Abstract

Active traffic management (ATM) investments, such as variable speed limits (VSLs), queue warning systems, hard shoulder running, and dynamic ramp metering, offer mobility, safety, and environmental benefits. ATM investments differ from conventional capacity investments in a number of ways, such as lower capital costs, shorter planning horizons, reduced right-of-way requirements, and heightened need to consider longer-term operations. As a result, agencies sometimes have difficulty in determining how to incorporate ATM into the planning process. This paper develops a conceptual framework to enable consideration of ATM investments alongside traditional capacity investments in the regional transportation planning process. Although states and metropolitan planning organizations (MPOs) already consider operational initiatives to some degree, the proposed framework offers 10 practices to strengthen regional planning for ATM initiatives.
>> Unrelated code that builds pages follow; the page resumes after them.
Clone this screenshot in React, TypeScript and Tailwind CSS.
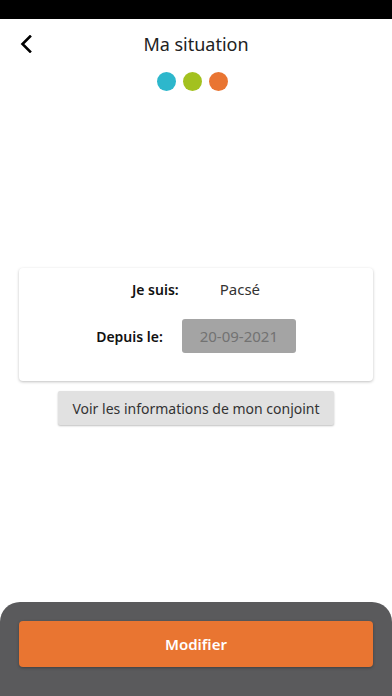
import React from 'react';

const App: React.FC = () => {
    return (
        <div
            className="relative flex h-[696px] w-full flex-col overflow-hidden bg-white"
            style={{ fontFamily: '"Noto Sans", "Open Sans", sans-serif' }}
        >
            {/* Barre de statut */}
            <div className="h-[19px] w-full bg-black" />

            {/* En-tête */}
            <div className="relative flex h-[50px] items-center justify-center">
                <button className="absolute left-[15px] top-1/2 -translate-y-1/2 p-1" aria-label="Retour">
                    <svg width="14" height="18" viewBox="0 0 14 18" fill="none">
                        <path d="M11 1.5 L3.5 9 L11 16.5" stroke="#000" strokeWidth="2.6" strokeLinecap="square" />
                    </svg>
                </button>
                <h1 className="text-[18px] text-[#222]">Ma situation</h1>
            </div>

            {/* Étapes */}
            <div className="mt-[3px] flex justify-center gap-[7px] pr-[8px]">
                <span className="h-[19px] w-[19px] rounded-full bg-[#2db7cc]" />
                <span className="h-[19px] w-[19px] rounded-full bg-[#a3c11f]" />
                <span className="h-[19px] w-[19px] rounded-full bg-[#e97532]" />
            </div>

            {/* Carte situation */}
            <div className="mx-[19px] mt-[177px] rounded-[4px] bg-white px-4 pb-[28px] pt-[4px] shadow-[0_1px_3px_rgba(0,0,0,0.25)]">
                <div className="flex h-[34px] items-center justify-center gap-[41px] text-[14px]">
                    <span className="font-semibold text-[#111]">Je suis:</span>
                    <span className="text-[15px] text-[#333]">Pacsé</span>
                </div>
                <div className="mt-[13px] flex h-[34px] items-center justify-center gap-[19px] text-[14px]">
                    <span className="font-semibold text-[#111]">Depuis le:</span>
                    <div className="flex h-[34px] w-[114px] items-center justify-center rounded-[3px] bg-[#a4a4a4] text-[15px] text-[#727272]">
                        20-09-2021
                    </div>
                </div>
            </div>

            {/* Bouton conjoint */}
            <div className="mt-[10px] flex justify-center">
                <button className="h-[34px] w-[276px] rounded-[2px] bg-[#e1e1e1] text-[14px] text-[#333] shadow-[0_1px_2px_rgba(0,0,0,0.25)]">
                    Voir les informations de mon conjoint
                </button>
            </div>

            {/* Panneau du bas */}
            <div className="mt-auto h-[94px] rounded-t-[20px] bg-[#5a5a5c] px-[19px] pt-[19px]">
                <button className="h-[46px] w-full rounded-[4px] bg-[#e97531] text-[15px] font-semibold text-white shadow-[0_1px_3px_rgba(0,0,0,0.3)]">
                    Modifier
                </button>
            </div>
        </div>
    );
};

export default App;
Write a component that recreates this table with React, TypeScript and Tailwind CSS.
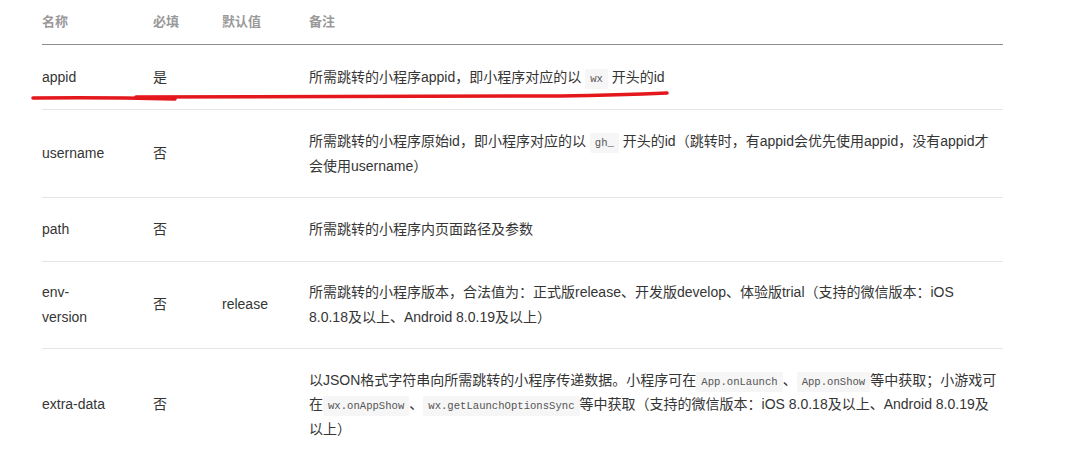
import React from "react";

const font = '"Liberation Sans", "Noto Sans CJK SC", sans-serif';

function Code({ children }: { children: React.ReactNode }) {
  return (
    <code className="rounded-[2px] bg-[#f6f6f6] px-[5px] py-[4px] text-[10.6px] leading-[14px] text-[#555] [font-family:'Liberation_Mono','DejaVu_Sans_Mono',monospace]">
      {children}
    </code>
  );
}

type Row = { name: React.ReactNode; req: string; def: string; desc: React.ReactNode; pad: string };

const rows: Row[] = [
  {
    name: "appid",
    req: "是",
    def: "",
    pad: "py-[20px]",
    desc: (
      <>
        所需跳转的小程序appid，即小程序对应的以 <Code>wx</Code> 开头的id
      </>
    ),
  },
  {
    name: "username",
    req: "否",
    def: "",
    pad: "py-[19px]",
    desc: (
      <>
        所需跳转的小程序原始id，即小程序对应的以 <Code>gh_</Code> 开头的id（跳转时，有appid会优先使用appid，没有appid才
        <br />
        会使用username）
      </>
    ),
  },
  { name: "path", req: "否", def: "", pad: "py-[19px]", desc: "所需跳转的小程序内页面路径及参数" },
  {
    name: (
      <>
        env-
        <br />
        version
      </>
    ),
    req: "否",
    def: "release",
    pad: "py-[18.5px]",
    desc: (
      <>
        所需跳转的小程序版本，合法值为：正式版release、开发版develop、体验版trial（支持的微信版本：iOS
        <br />
        8.0.18及以上、Android 8.0.19及以上）
      </>
    ),
  },
  {
    name: "extra-data",
    req: "否",
    def: "",
    pad: "py-[19px]",
    desc: (
      <>
        以JSON格式字符串向所需跳转的小程序传递数据。小程序可在<Code>App.onLaunch</Code>、<Code>App.onShow</Code>等中获取；小游戏可
        <br />
        在<Code>wx.onAppShow</Code>、<Code>wx.getLaunchOptionsSync</Code>等中获取（支持的微信版本：iOS 8.0.18及以上、Android 8.0.19及
        <br />
        以上）
      </>
    ),
  },
];

export default function App() {
  return (
    <div className="relative h-[451px] w-[1073px] overflow-hidden bg-white" style={{ fontFamily: font }}>
      <div className="pl-[42px] pt-0">
        <table className="w-[961px] table-fixed border-collapse text-[14px] leading-[24.5px] text-[#353535]">
          <colgroup>
            <col className="w-[111px]" />
            <col className="w-[69px]" />
            <col className="w-[87px]" />
            <col />
          </colgroup>
          <thead>
            <tr className="border-b border-[#8c8c8c]">
              <th className="pb-[9px] pt-[10px] text-left text-[13px] font-bold text-[#999]">名称</th>
              <th className="pb-[9px] pt-[10px] text-left text-[13px] font-bold text-[#999]">必填</th>
              <th className="pb-[9px] pt-[10px] text-left text-[13px] font-bold text-[#999]">默认值</th>
              <th className="pb-[9px] pt-[10px] text-left text-[13px] font-bold text-[#999]">备注</th>
            </tr>
          </thead>
          <tbody>
            {rows.map((r, i) => (
              <tr key={i} className="border-b border-[#e5e5e5]">
                <td className={`${r.pad} pr-2 align-middle`}>{r.name}</td>
                <td className={`${r.pad} pr-2 align-middle`}>{r.req}</td>
                <td className={`${r.pad} pr-2 align-middle`}>{r.def}</td>
                <td className={`${r.pad} pr-0 align-middle`}>{r.desc}</td>
              </tr>
            ))}
          </tbody>
        </table>
      </div>
      <svg className="pointer-events-none absolute left-0 top-0" width="1073" height="451">
        <path d="M33 98 Q100 97 175 99" stroke="#e3171c" strokeWidth="3.5" fill="none" strokeLinecap="round" />
        <path d="M136 97 L560 96 Q620 95 667 93" stroke="#e3171c" strokeWidth="3.5" fill="none" strokeLinecap="round" />
      </svg>
    </div>
  );
}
Practices include (a) linking ATM to the MPO's congestion management plan, (b) using operations-related performance measures such as delay and reliability, (c) using sketch planning techniques to estimate the safety and environmental aspects of ATM when detailed simulation studies are infeasible, (d) encouraging the inclusion of operations-related goals in local and regional plans, and (e) relating ATM to statewide policies. The framework uses a mixture of two strategies: translating ATM effects into a planning-related narrative and modifying the planning process to be compatible with ATM. The rationale is not to promote ATM as more effective than other types of investments but rather to compare ATM objectively with such investments. The framework is demonstrated with a case study of VSLs on Interstate 66 in Virginia.